Recueil de nouvelles, aussi lu par Moisson Noire, Racines, Un monde plus coloré.
Une Volkswagen Coccinelle verte, des ombres nettes sur un sol surexposé suggérant une chaleur insoutenable qui enveloppe un monde de secrets étouffants et indicibles: les éditions Phébus ont bien choisi la photo (signée Ismaël Castan) de la couverture de "Mexico Quartier Sud" du cinéaste mexicain Guillermo Arriaga. Il s'agit d'un recueil de nouvelles traduit de l'espagnol par Elena Zayas et rassemblant des textes courts écrits entre 1983 et 1995.
L'incipit de "Lilly", premier texte du recueil, annonce la couleur sans ambages: "Ils l'ont tuée, je le sais, et je suis seul à le savoir." Dans tout le livre, il sera question de mort, de violence, et de secret...
Le secret est, en effet, le fil rouge des quatorze textes recueillis. Cela commence avec "Lilly", relatant l'insoutenable secret du père de famille qui, seul, sait que ses enfants ont tué leur cousine. Ou le mystère de la veuve Díaz - qui aime son mari, contrairement à ce que colporte la rumeur ("La veuve Díaz"). Ou l'avortement, soldé par le décès de la femme qui l'a subi, qu'un médecin peu scrupuleux cherche à cacher... avant de négocier le silence des policiers venus le coffrer pour pratique d'un acte médical illégal ("La nuit bleue"). Personnage récurrent de ces nouvelles, le docteur Del Ríos a du reste une conception très personnelle du secret médical, puisqu'il se fait aussi le complice très actif du maquillage d'un homicide ("Légitime défense")...
Quant à la mort, elle emporte régulièrement l'un ou l'autre personnage.
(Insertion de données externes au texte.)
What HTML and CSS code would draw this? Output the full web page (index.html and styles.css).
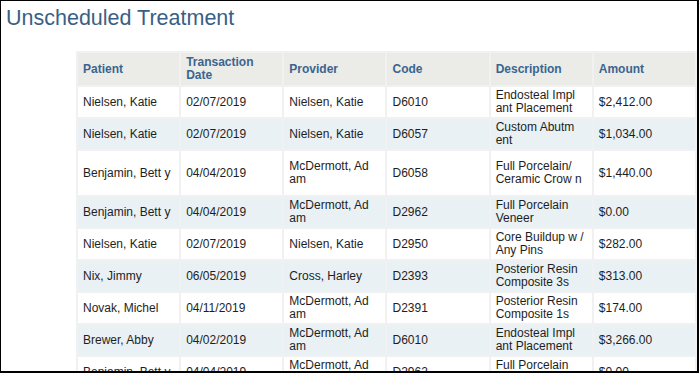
FILE: index.html
```html
<!DOCTYPE html>
<html>
<head>
<meta charset="utf-8">
<link rel="stylesheet" href="styles.css">
</head>
<body>
<div class="frame">
  <h1 class="title">Unscheduled Treatment</h1>
  <table class="grid">
    <colgroup>
      <col class="col"><col class="col"><col class="col"><col class="col"><col class="col"><col class="col">
    </colgroup>
    <thead>
      <tr class="head">
        <th>Patient</th><th>Transaction<br>Date</th><th>Provider</th><th>Code</th><th>Description</th><th>Amount</th>
      </tr>
    </thead>
    <tbody>
      <tr class="odd">
        <td>Nielsen, Katie</td><td>02/07/2019</td><td>Nielsen, Katie</td><td>D6010</td><td>Endosteal Impl<br>ant Placement</td><td>$2,412.00</td>
      </tr>
      <tr class="even">
        <td>Nielsen, Katie</td><td>02/07/2019</td><td>Nielsen, Katie</td><td>D6057</td><td>Custom Abutm<br>ent</td><td>$1,034.00</td>
      </tr>
      <tr class="odd tall">
        <td>Benjamin, Bett y</td><td>04/04/2019</td><td>McDermott, Ad<br>am</td><td>D6058</td><td>Full Porcelain/<br>Ceramic Crow n</td><td>$1,440.00</td>
      </tr>
      <tr class="even">
        <td>Benjamin, Bett y</td><td>04/04/2019</td><td>McDermott, Ad<br>am</td><td>D2962</td><td>Full Porcelain<br>Veneer</td><td>$0.00</td>
      </tr>
      <tr class="odd">
        <td>Nielsen, Katie</td><td>02/07/2019</td><td>Nielsen, Katie</td><td>D2950</td><td>Core Buildup w /<br>Any Pins</td><td>$282.00</td>
      </tr>
      <tr class="even">
        <td>Nix, Jimmy</td><td>06/05/2019</td><td>Cross, Harley</td><td>D2393</td><td>Posterior Resin<br>Composite 3s</td><td>$313.00</td>
      </tr>
      <tr class="odd">
        <td>Novak, Michel</td><td>04/11/2019</td><td>McDermott, Ad<br>am</td><td>D2391</td><td>Posterior Resin<br>Composite 1s</td><td>$174.00</td>
      </tr>
      <tr class="even">
        <td>Brewer, Abby</td><td>04/02/2019</td><td>McDermott, Ad<br>am</td><td>D6010</td><td>Endosteal Impl<br>ant Placement</td><td>$3,266.00</td>
      </tr>
      <tr class="odd">
        <td>Benjamin, Bett y</td><td>04/04/2019</td><td>McDermott, Ad<br>am</td><td>D2962</td><td>Full Porcelain<br>Veneer</td><td>$0.00</td>
      </tr>
    </tbody>
  </table>
</div>
</body>
</html>
```
FILE: styles.css
```css
html, body {
  margin: 0;
  padding: 0;
  background: #fff;
}
.frame {
  box-sizing: border-box;
  width: 699px;
  height: 373px;
  border-top: 1px solid #000;
  border-left: 1px solid #000;
  border-right: 2px solid #000;
  border-bottom: 2px solid #000;
  overflow: hidden;
  padding: 5px 0 0 5px;
  font-family: "Liberation Sans", Arial, sans-serif;
}
.title {
  margin: 0;
  font-size: 21.5px;
  font-weight: normal;
  line-height: 24px;
  color: #3a5f84;
}
.grid {
  margin: 21px 0 0 70px;
  border-collapse: separate;
  border-spacing: 2px;
  table-layout: fixed;
  width: 621px;
  background: #f1f1f1;
  font-size: 12px;
  color: #1e1e1e;
}
.col {
  width: 101px;
}
.grid th,
.grid td {
  padding: 0 4px 0 5px;
  vertical-align: middle;
  text-align: left;
  line-height: 13px;
  white-space: nowrap;
  overflow: hidden;
}
.head th {
  height: 32px;
  background: #ebebe7;
  color: #3a6590;
  font-weight: bold;
}
.grid td {
  height: 30px;
}
.odd td {
  background: #ffffff;
}
.even td {
  background: #e9f1f5;
}
.tall td {
  height: 44px;
}
```
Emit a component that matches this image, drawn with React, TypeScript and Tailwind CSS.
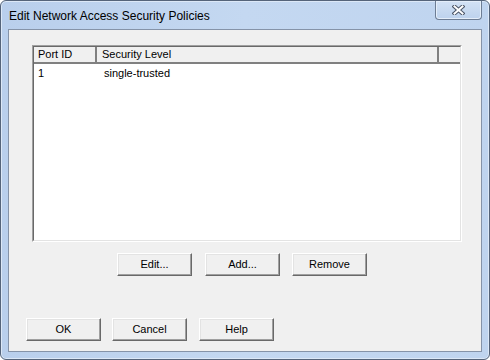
const font = { fontFamily: '"Liberation Sans", Arial, sans-serif' };

const Button = ({ label, className = "" }: { label: string; className?: string }) => (
  <div
    className={`flex h-[23px] w-[75px] items-center justify-center border border-t-white border-l-white border-r-[#696969] border-b-[#696969] bg-[#f0f0f0] text-[11px] text-black shadow-[inset_-1px_-1px_0_#a0a0a0,inset_1px_1px_0_#e3e3e3] ${className}`}
  >
    {label}
  </div>
);

const CloseButton = () => (
  <div className="absolute right-[7px] top-0 flex h-[19px] w-[47px] items-center justify-center rounded-b-[4px] border border-t-0 border-[#6d7d94] bg-gradient-to-b from-[#d3e2f5] to-[#bdd2ed] shadow-[inset_0_0_0_1px_#e4eefa]">
    <svg width="13" height="10" viewBox="0 0 13 10">
      <path d="M2.5 1.5 L10.5 8.5 M10.5 1.5 L2.5 8.5" stroke="#4a5466" strokeWidth="4" strokeLinecap="square" />
      <path d="M2.5 1.5 L10.5 8.5 M10.5 1.5 L2.5 8.5" stroke="#ffffff" strokeWidth="2" strokeLinecap="square" />
    </svg>
  </div>
);

export default function App() {
  return (
    <div className="h-[360px] w-[490px] overflow-hidden bg-white" style={font}>
      <div className="relative flex h-[360px] w-[490px] flex-col rounded-[6px] border border-[#55647a] bg-gradient-to-r from-[#b9cfec] via-[#c4d8f1] to-[#bfd4ef] px-[7px] pb-[7px] shadow-[inset_0_0_0_1px_#dce8f7]">
        {/* TITLE BAR */}
        <div className="flex h-[28px] shrink-0 items-center pl-[1px] pt-[2px] text-[12px] text-black">
          Edit Network Access Security Policies
        </div>
        <CloseButton />

        {/* CLIENT AREA */}
        <div className="flex flex-1 flex-col border border-[#8593a8] bg-[#f0f0f0] pl-[23px] pt-[15px]">
          {/* LIST */}
          <div className="flex h-[197px] w-[430px] flex-col border border-t-[#a0a0a0] border-l-[#a0a0a0] border-r-white border-b-white">
            <div className="flex flex-1 flex-col border border-t-[#696969] border-l-[#696969] border-r-[#e3e3e3] border-b-[#e3e3e3] bg-white">
              <div className="flex h-[17px] shrink-0 border-b-2 border-[#808080] bg-[#f0f0f0] text-[11px] text-black">
                <div className="flex w-[63px] items-center border-r-2 border-[#808080] pl-[4px]">Port ID</div>
                <div className="flex w-[342px] items-center border-r-2 border-[#808080] pl-[5px]">Security Level</div>
                <div className="flex-1"></div>
              </div>
              <div className="flex h-[18px] items-center text-[11px] text-black">
                <div className="w-[65px] pl-[4px]">1</div>
                <div className="pl-[5px]">single-trusted</div>
              </div>
            </div>
          </div>

          {/* LIST BUTTONS */}
          <div className="mt-[11px] flex pl-[85px]">
            <Button label="Edit..." />
            <Button label="Add..." className="ml-[13px]" />
            <Button label="Remove" className="ml-[12px]" />
          </div>

          {/* DIALOG BUTTONS */}
          <div className="mt-[42px] flex">
            <Button label="OK" className="-ml-[6px]" />
            <Button label="Cancel" className="ml-[11px]" />
            <Button label="Help" className="ml-[12px]" />
          </div>
        </div>
      </div>
    </div>
  );
}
Elle n'est jamais sereine: souvent violente, elle est aussi parfois morbide ("Ultimatum violet" est-elle, à ce titre, le récit d'une bravade ou d'un suicide prolongé?) ou maladive, ce qui réveille un sentiment bouleversant de tendresse, comme dans "Le visage effacé". En filigrane, on devine un rapport particulier à la mort, qui n'exclut pas le non-sens ni l'humour - noir, bien sûr, et à ce titre, la nouvelle "Rogelio", la plus courte du recueil, est phénoménale.
Sur quoi repose la force évocatrice de ces quatorze récits? Dès le début du recueil, "Lilly" met en évidence les qualités littéraires de l'auteur. Celles-ci reposent sur une grande habileté dans les changements de point de vue, sobrement amenés (à ce titre, voir aussi le terrible "195"), et le côté dépouillé des dialogues. Cela, sans oublier une certaine naïveté qui contraste avec la violence cruelle du récit et la mise en scène d'enfants qui malmènent leur cousine - qu'on devine handicapée, sans que cela soit expressément dit - dans un crescendo terrifiant. Un climat d'horreur que la quasi-absence de dramatisation souligne en donnant une certaine impression de détachement de la part de celui qui s'exprime.
Et là-derrière, c'est une misère humaine indicible qu'on lit, celle des quartiers populaires du sud de Mexico et de l'Avenue Retorno. Celle aussi des humains qui, dès leur prime jeunesse, ne connaissent que la violence comme argument - une violence qui s'apprend à la rude école de la loi du préau (voir à ce titre le personnage du Viking dans "Invaincu", ou celui de Peláez dans "Une question d'honneur" qui lui fait écho). Une misère humaine qui fait écho à la sobriété des descriptions des lieux où évoluent ces personnages, lieux où ne passent que quelques voitures, où l'on ne sait guère comment sont les maisons.
Sobre, toujours, Guillermo Arriaga. Et fort, avec ça.
Magnifique...
Guillermo Arriaga, Mexico Quartier Sud, Paris, Phébus, 2009, traduit par Elena Zayas.